We go on winter break tomorrow.  It's funny how in our pre-Juniper life our breaks were always about how fast we could get out of dodge after our last commitments on campus.  Things have changed.  It's funny, before you have kids you kind of think of the whole "things change when you have a baby" idea to be something negative.  Really though, it isn't.  The rhythm of life is always changing.  Staying stagnant and doing the same thing over and over doesn't cause any growth.  I don't think we can discover our true purpose in this world unless we are constantly growing, changing and adapting.  
So, this will be a quieter break for us.  We still have plans to do some camping and day trips around SoCal, but overall we will try and embrace just being home, not having to rush out the door with everything the three of us need for a day away from home and from each other. 

The other day I was at the market and a woman was there with her three-month-old baby.  I kid you not, I almost wept while I was standing in line.  This little baby had orchestra conductor hands, and the wide-eyed stare of a tiny human just beginning to see the world around him without really knowing what any of it means.  It hit me that my baby isn't a teeny tiny anymore, and I know this is just the beginning of those moment, man is it rough!  
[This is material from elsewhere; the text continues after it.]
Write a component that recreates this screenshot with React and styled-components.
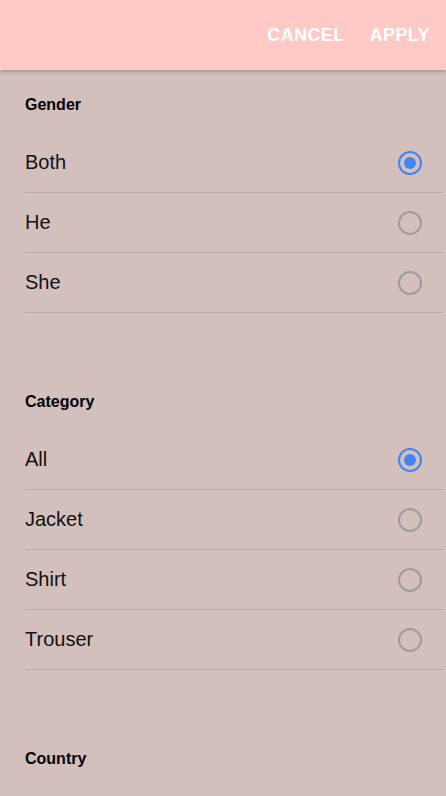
import React, { useState } from 'react';
import styled, { createGlobalStyle } from 'styled-components';

const GlobalStyle = createGlobalStyle`
  html, body {
    margin: 0;
    padding: 0;
    background: #d3c0bd;
    font-family: "Liberation Sans", Arial, sans-serif;
  }
`

const Page = styled.div`
  display: flex;
  flex-direction: column;
  height: 796px;
  overflow: hidden;
  background: #d3c0bd;
`

const Toolbar = styled.header`
  position: relative;
  z-index: 1;
  flex-shrink: 0;
  display: flex;
  justify-content: flex-end;
  align-items: center;
  gap: 25px;
  height: 70px;
  padding-right: 16px;
  background: #ffc9c6;
  box-shadow: 0 2px 4px rgba(0, 0, 0, 0.22);
`

const ToolbarButton = styled.button`
  border: none;
  background: none;
  padding: 0;
  color: #fff;
  font-family: inherit;
  font-size: 18px;
  font-weight: 700;
  letter-spacing: 0.4px;
  line-height: 20px;
  cursor: pointer;
`

const Section = styled.section`
  display: flex;
  flex-direction: column;
  flex-shrink: 0;
  margin-left: 25px;
  margin-right: 3px;
  margin-bottom: 54px;
`

const Heading = styled.h3`
  margin: 25px 0 18px;
  font-size: 16px;
  line-height: 20px;
  font-weight: 700;
  color: #000;
`

const Row = styled.label`
  display: flex;
  align-items: center;
  justify-content: space-between;
  height: 59px;
  padding-right: 21px;
  border-bottom: 1px solid #bba9a6;
  font-size: 20px;
  color: #111;
  cursor: pointer;
`

const Radio = styled.span`
  display: flex;
  align-items: center;
  justify-content: center;
  box-sizing: border-box;
  width: 24px;
  height: 24px;
  border-radius: 50%;
  border: 2px solid ${p => (p.checked ? '#4285f4' : '#9e9c9b')};

  &::after {
    content: '';
    width: 12px;
    height: 12px;
    border-radius: 50%;
    background: #4285f4;
    display: ${p => (p.checked ? 'block' : 'none')};
  }
`

const groups = [
  { title: 'Gender', options: ['Both', 'He', 'She'] },
  { title: 'Category', options: ['All', 'Jacket', 'Shirt', 'Trouser'] },
  { title: 'Country', options: [] },
]

const App = () => {
  const [picked, setPicked] = useState({ Gender: 'Both', Category: 'All' })

  return (
    <>
      <GlobalStyle />
      <Page>
        <Toolbar>
          <ToolbarButton>CANCEL</ToolbarButton>
          <ToolbarButton>APPLY</ToolbarButton>
        </Toolbar>
        {groups.map(g => (
          <Section key={g.title}>
            <Heading>{g.title}</Heading>
            {g.options.map(o => (
              <Row key={o} onClick={() => setPicked({ ...picked, [g.title]: o })}>
                {o}
                <Radio checked={picked[g.title] === o} />
              </Row>
            ))}
          </Section>
        ))}
      </Page>
    </>
  )
};

export default App;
On the lymphedema front: we had a physical therapy appointment last week, and we met with the sales rep from Solaris.  They make a night garment that is worn instead of wrapping.  It's a big convenience, with a big price tag.  However, Solaris  does something that is pretty awesome (and from their perspective probably guarantees them a customer for life) and they offer kids under four with lymphedema one free garment a year, and if you need to buy another in the year (which with a little you probably will need to do) you pay 25% of wholesale cost.  The rep brought a sample for us to check out, and they are actually really cute.  They look like little baby ugg boots, sans sheepskin lining, and they are really soft- the same cannot be said for the lining, foam and bandages involved in wrapping.  The only weird thing about our appointment was that the rep mentioned that they recommend getting one to put on the child's good leg so 'they don't feel a difference between the two legs.'  Now, I could be wrong as Juniper can't tell me yet, but I am pretty sure that she feels a difference in her legs inherently seeing as one is about 25% bigger than the other.  Needless to say, we will not be taking following that particular recommendation.   

We are hoping that we get ours by Christmas.  Please keep your fingers crossed that Juniper likes it, because if she does, friends it would change our lives.  No more struggling to keep her still while we wrap her, and she could wear it during nap time because it is so quick to put on, and (I cannnot believe that this was not my first thought) when she is a little older she will probably be able to put it on herself.  This last point I anticipate to be a pretty big deal. 
I think it will be a big deal because Little Miss already likes to do. things. herself.  When she is eating she wants to hold the spoon and put it in her own mouth.  This creates pretty much a disaster of whatever she is eating because she isn't so good at just grabbing for the spoon handle instead of the part of the spoon with the food on it, but she is actually pretty efficient (if messy) at getting the spoon in her mouth.  We're also sitting up over here, so lots of growing and adapting and changing.